When Mark Twain embarked on a steamboat journey down the Mississippi, he surely could not anticipate the rambunctious characters he would meet along the way. Life on the Mississippi shares his observations and interactions during such an endeavor. Hop on board to meet some of the characters and see what Twain and others say about them.

A Mississippi Life

Mark Twain's 1883 memoir, Life on the Mississippi, reads like a humorous, fictitious piece of writing. But, alas, these are his experiences, as told through his personal, creative lens. As we coast through the character list, you will meet a myriad of people whom Twain characterized and read some of the more remarkable quotes from the book.

Oh Captain, My Captain

In a book about a life traveling along a river, in a steamboat, we must assume that we will acquaint with various river people. Twain does not disappoint. Some of the more prominent characters (aside from Twain himself) are the boat captains from and for whom Twain has learned and worked, respectively. There's the tough, effective teacher, Mr. Bixby. Per Twain, ''...he would crowd up around a point, hugging the shore with affection'' while sharing his steamboat maneuvers. Captain Mr. Brown is stern. ''He was a middle-aged, long, slim, bony, smooth-shaven, horse-faced, ignorant, stingy, malicious, snarling, fault hunting, mote-magnifying tyrant...we all believed that there was a United States law making it a penitentiary offense to strike or threaten a pilot who was on duty. However, I could imagine myself killing Brown...'' Isaiah Sellers is yet another captain. As Twain described, ''It was distinction to be loved by such a man; but it was a much greater distinction to be hated by him, because he loved scores of people; but he didn't sit up nights to hate anybody but me.'' Of Mr. X, ''It was said that if his mind was troubled about a bad piece of river, he was pretty sure to get up and walk in his sleep and do strange things.''

The Captain
The Captain

Checkmate

What's a captain without the boat and other hands to maintain the transport? Of the latter, we meet people like Henry (R.I.P.).
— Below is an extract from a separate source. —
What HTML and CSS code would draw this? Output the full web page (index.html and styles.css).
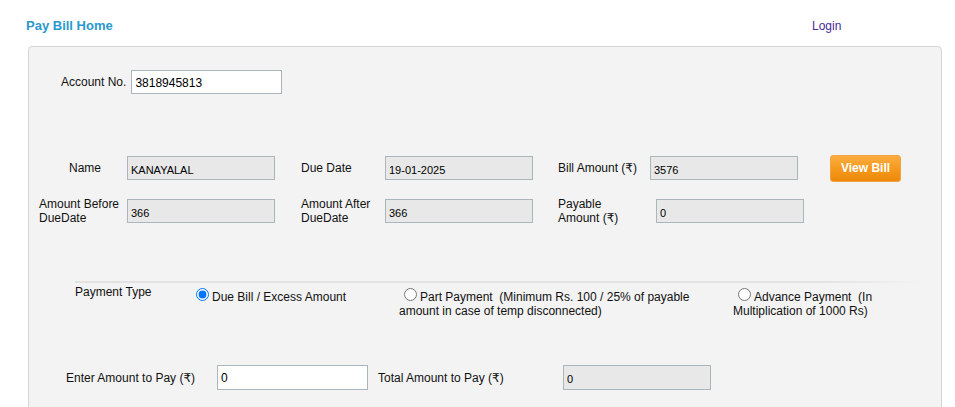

After an accident, his ''hurts were past help.'' Tom, a trainee like Twain, ''...tried to make himself appear to be a hero too, and succeeded to some extent, but then he always had a way of embroidering.'' Of course, there are the lesser known workers. ''When I went up to my room, I found there the young man called Rogers, crying. Rogers was not his name; neither was Jones, Brown, Dexter, Ferguson, Bascom, nor Thompson; but he answered to either of these that a body found handy in an emergency; or to any other name, in fact, if he perceived that you meant him.'' And, there's an Uncle Mumford. ''He is a man of practical sense and a level head; has observed; has had much experience of one sort and another; has opinions; has, also, just a perceptible dash of poetry in his composition.'' Stephens, having been indebted to many of the steamboat workers, is a steamboat pilot known around the circuit. ''Most of the captains and pilots held Stephen's note for borrowed sums, ranging from two hundred and fifty dollars upward. Stephen never paid one of these notes, but he was very prompt and very zealous about renewing them every twelve months.''

The Floaters and Land Dwellers

Oh, but there are more characters than the captains and workers. The boats, themselves, are characters, shifting, maneuvering, gliding across the waters. ''...when I looked down her long, gilded saloon, it was like gazing through a splendid tunnel; she had an oil-picture, by some gifted sign-painter, on every stateroom door; she glittered with no end of prism-fringed chandeliers; the clerk's office was elegant, the bar was marvelous...'' We meet the river boats John J. Roe, J. M. White, R. E. Lee, A. T. Lacey, R. H. W. Hill, and others.